> _Exercise directions_
Repeat the entire listing exactly as written.

> _Information provided_
---

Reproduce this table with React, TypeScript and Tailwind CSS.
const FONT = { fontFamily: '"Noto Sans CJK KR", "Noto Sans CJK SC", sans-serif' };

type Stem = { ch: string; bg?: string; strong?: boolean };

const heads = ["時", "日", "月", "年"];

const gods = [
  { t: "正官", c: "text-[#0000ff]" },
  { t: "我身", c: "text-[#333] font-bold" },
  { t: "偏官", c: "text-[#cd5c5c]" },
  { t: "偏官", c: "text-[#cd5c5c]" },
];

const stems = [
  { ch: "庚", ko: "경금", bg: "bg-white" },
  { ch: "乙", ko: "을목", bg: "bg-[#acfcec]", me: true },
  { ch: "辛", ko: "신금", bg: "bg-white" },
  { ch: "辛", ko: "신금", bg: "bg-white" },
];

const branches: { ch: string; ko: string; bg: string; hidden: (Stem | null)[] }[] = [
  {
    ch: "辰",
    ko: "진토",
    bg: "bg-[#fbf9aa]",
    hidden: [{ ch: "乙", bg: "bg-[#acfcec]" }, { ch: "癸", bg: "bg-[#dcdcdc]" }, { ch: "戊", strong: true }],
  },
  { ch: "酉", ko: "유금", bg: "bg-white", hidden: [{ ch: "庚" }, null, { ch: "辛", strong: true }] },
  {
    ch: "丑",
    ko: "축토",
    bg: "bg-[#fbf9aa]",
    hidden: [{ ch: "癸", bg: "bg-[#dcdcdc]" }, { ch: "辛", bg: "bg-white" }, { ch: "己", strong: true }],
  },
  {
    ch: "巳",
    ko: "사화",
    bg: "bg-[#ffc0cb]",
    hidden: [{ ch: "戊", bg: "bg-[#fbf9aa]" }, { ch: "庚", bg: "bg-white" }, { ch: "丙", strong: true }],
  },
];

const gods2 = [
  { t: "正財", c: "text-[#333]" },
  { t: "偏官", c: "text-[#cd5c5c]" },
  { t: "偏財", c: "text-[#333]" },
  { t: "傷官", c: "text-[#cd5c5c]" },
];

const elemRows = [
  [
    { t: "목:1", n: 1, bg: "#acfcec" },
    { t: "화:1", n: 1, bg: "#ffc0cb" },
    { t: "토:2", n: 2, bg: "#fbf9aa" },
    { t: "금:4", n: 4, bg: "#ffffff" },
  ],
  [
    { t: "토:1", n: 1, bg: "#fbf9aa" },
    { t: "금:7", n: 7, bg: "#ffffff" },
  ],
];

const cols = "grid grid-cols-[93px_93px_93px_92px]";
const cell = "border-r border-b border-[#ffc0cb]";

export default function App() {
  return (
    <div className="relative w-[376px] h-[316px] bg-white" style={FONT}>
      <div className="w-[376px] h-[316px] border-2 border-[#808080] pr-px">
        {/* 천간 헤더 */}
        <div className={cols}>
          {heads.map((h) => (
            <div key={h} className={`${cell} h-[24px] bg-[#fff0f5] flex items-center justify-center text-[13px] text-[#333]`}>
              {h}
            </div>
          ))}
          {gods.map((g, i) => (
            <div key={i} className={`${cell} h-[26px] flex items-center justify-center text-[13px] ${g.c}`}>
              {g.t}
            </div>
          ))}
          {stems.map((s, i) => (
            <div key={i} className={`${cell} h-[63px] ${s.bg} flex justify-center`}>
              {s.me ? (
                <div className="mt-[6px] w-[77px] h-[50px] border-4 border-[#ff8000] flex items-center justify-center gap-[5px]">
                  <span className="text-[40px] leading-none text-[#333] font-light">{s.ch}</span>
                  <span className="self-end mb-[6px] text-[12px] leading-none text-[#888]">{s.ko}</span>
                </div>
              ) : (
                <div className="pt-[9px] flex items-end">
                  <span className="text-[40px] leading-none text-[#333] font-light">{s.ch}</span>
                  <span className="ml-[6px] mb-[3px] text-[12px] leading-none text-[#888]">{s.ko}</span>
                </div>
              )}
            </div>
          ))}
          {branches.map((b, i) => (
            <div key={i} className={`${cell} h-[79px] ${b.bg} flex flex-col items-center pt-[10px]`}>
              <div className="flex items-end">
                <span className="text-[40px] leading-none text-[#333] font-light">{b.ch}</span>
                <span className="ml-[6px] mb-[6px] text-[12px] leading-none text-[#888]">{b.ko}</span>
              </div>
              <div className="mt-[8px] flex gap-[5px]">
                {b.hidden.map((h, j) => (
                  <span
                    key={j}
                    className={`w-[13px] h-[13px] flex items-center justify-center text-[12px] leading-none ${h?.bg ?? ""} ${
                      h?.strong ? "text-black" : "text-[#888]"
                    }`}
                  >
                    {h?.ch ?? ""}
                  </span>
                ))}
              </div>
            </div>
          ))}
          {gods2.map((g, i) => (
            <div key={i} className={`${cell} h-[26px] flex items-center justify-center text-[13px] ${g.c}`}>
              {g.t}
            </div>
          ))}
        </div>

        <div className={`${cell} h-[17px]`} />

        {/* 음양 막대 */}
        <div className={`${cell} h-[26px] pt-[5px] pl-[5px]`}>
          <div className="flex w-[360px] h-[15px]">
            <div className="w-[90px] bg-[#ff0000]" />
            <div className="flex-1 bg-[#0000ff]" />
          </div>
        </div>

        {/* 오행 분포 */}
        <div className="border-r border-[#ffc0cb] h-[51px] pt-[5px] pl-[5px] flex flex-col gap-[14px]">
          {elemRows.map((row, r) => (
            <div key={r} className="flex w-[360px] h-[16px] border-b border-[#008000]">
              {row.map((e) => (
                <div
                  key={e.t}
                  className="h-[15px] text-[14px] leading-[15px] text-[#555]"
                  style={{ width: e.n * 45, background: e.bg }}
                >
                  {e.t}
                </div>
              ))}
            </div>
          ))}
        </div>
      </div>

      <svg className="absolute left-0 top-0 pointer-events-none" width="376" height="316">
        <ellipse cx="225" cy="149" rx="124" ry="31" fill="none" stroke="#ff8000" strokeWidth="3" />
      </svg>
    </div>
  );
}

---

> _Answer to the task_
Reproduce this table with React, TypeScript and Tailwind CSS.
const FONT = { fontFamily: '"Noto Sans CJK KR", "Noto Sans CJK SC", sans-serif' };

type Stem = { ch: string; bg?: string; strong?: boolean };

const heads = ["時", "日", "月", "年"];

const gods = [
  { t: "正官", c: "text-[#0000ff]" },
  { t: "我身", c: "text-[#333] font-bold" },
  { t: "偏官", c: "text-[#cd5c5c]" },
  { t: "偏官", c: "text-[#cd5c5c]" },
];

const stems = [
  { ch: "庚", ko: "경금", bg: "bg-white" },
  { ch: "乙", ko: "을목", bg: "bg-[#acfcec]", me: true },
  { ch: "辛", ko: "신금", bg: "bg-white" },
  { ch: "辛", ko: "신금", bg: "bg-white" },
];

const branches: { ch: string; ko: string; bg: string; hidden: (Stem | null)[] }[] = [
  {
    ch: "辰",
    ko: "진토",
    bg: "bg-[#fbf9aa]",
    hidden: [{ ch: "乙", bg: "bg-[#acfcec]" }, { ch: "癸", bg: "bg-[#dcdcdc]" }, { ch: "戊", strong: true }],
  },
  { ch: "酉", ko: "유금", bg: "bg-white", hidden: [{ ch: "庚" }, null, { ch: "辛", strong: true }] },
  {
    ch: "丑",
    ko: "축토",
    bg: "bg-[#fbf9aa]",
    hidden: [{ ch: "癸", bg: "bg-[#dcdcdc]" }, { ch: "辛", bg: "bg-white" }, { ch: "己", strong: true }],
  },
  {
    ch: "巳",
    ko: "사화",
    bg: "bg-[#ffc0cb]",
    hidden: [{ ch: "戊", bg: "bg-[#fbf9aa]" }, { ch: "庚", bg: "bg-white" }, { ch: "丙", strong: true }],
  },
];

const gods2 = [
  { t: "正財", c: "text-[#333]" },
  { t: "偏官", c: "text-[#cd5c5c]" },
  { t: "偏財", c: "text-[#333]" },
  { t: "傷官", c: "text-[#cd5c5c]" },
];

const elemRows = [
  [
    { t: "목:1", n: 1, bg: "#acfcec" },
    { t: "화:1", n: 1, bg: "#ffc0cb" },
    { t: "토:2", n: 2, bg: "#fbf9aa" },
    { t: "금:4", n: 4, bg: "#ffffff" },
  ],
  [
    { t: "토:1", n: 1, bg: "#fbf9aa" },
    { t: "금:7", n: 7, bg: "#ffffff" },
  ],
];

const cols = "grid grid-cols-[93px_93px_93px_92px]";
const cell = "border-r border-b border-[#ffc0cb]";

export default function App() {
  return (
    <div className="relative w-[376px] h-[316px] bg-white" style={FONT}>
      <div className="w-[376px] h-[316px] border-2 border-[#808080] pr-px">
        {/* 천간 헤더 */}
        <div className={cols}>
          {heads.map((h) => (
            <div key={h} className={`${cell} h-[24px] bg-[#fff0f5] flex items-center justify-center text-[13px] text-[#333]`}>
              {h}
            </div>
          ))}
          {gods.map((g, i) => (
            <div key={i} className={`${cell} h-[26px] flex items-center justify-center text-[13px] ${g.c}`}>
              {g.t}
            </div>
          ))}
          {stems.map((s, i) => (
            <div key={i} className={`${cell} h-[63px] ${s.bg} flex justify-center`}>
              {s.me ? (
                <div className="mt-[6px] w-[77px] h-[50px] border-4 border-[#ff8000] flex items-center justify-center gap-[5px]">
                  <span className="text-[40px] leading-none text-[#333] font-light">{s.ch}</span>
                  <span className="self-end mb-[6px] text-[12px] leading-none text-[#888]">{s.ko}</span>
                </div>
              ) : (
                <div className="pt-[9px] flex items-end">
                  <span className="text-[40px] leading-none text-[#333] font-light">{s.ch}</span>
                  <span className="ml-[6px] mb-[3px] text-[12px] leading-none text-[#888]">{s.ko}</span>
                </div>
              )}
            </div>
          ))}
          {branches.map((b, i) => (
            <div key={i} className={`${cell} h-[79px] ${b.bg} flex flex-col items-center pt-[10px]`}>
              <div className="flex items-end">
                <span className="text-[40px] leading-none text-[#333] font-light">{b.ch}</span>
                <span className="ml-[6px] mb-[6px] text-[12px] leading-none text-[#888]">{b.ko}</span>
              </div>
              <div className="mt-[8px] flex gap-[5px]">
                {b.hidden.map((h, j) => (
                  <span
                    key={j}
                    className={`w-[13px] h-[13px] flex items-center justify-center text-[12px] leading-none ${h?.bg ?? ""} ${
                      h?.strong ? "text-black" : "text-[#888]"
                    }`}
                  >
                    {h?.ch ?? ""}
                  </span>
                ))}
              </div>
            </div>
          ))}
          {gods2.map((g, i) => (
            <div key={i} className={`${cell} h-[26px] flex items-center justify-center text-[13px] ${g.c}`}>
              {g.t}
            </div>
          ))}
        </div>

        <div className={`${cell} h-[17px]`} />

        {/* 음양 막대 */}
        <div className={`${cell} h-[26px] pt-[5px] pl-[5px]`}>
          <div className="flex w-[360px] h-[15px]">
            <div className="w-[90px] bg-[#ff0000]" />
            <div className="flex-1 bg-[#0000ff]" />
          </div>
        </div>

        {/* 오행 분포 */}
        <div className="border-r border-[#ffc0cb] h-[51px] pt-[5px] pl-[5px] flex flex-col gap-[14px]">
          {elemRows.map((row, r) => (
            <div key={r} className="flex w-[360px] h-[16px] border-b border-[#008000]">
              {row.map((e) => (
                <div
                  key={e.t}
                  className="h-[15px] text-[14px] leading-[15px] text-[#555]"
                  style={{ width: e.n * 45, background: e.bg }}
                >
                  {e.t}
                </div>
              ))}
            </div>
          ))}
        </div>
      </div>

      <svg className="absolute left-0 top-0 pointer-events-none" width="376" height="316">
        <ellipse cx="225" cy="149" rx="124" ry="31" fill="none" stroke="#ff8000" strokeWidth="3" />
      </svg>
    </div>
  );
}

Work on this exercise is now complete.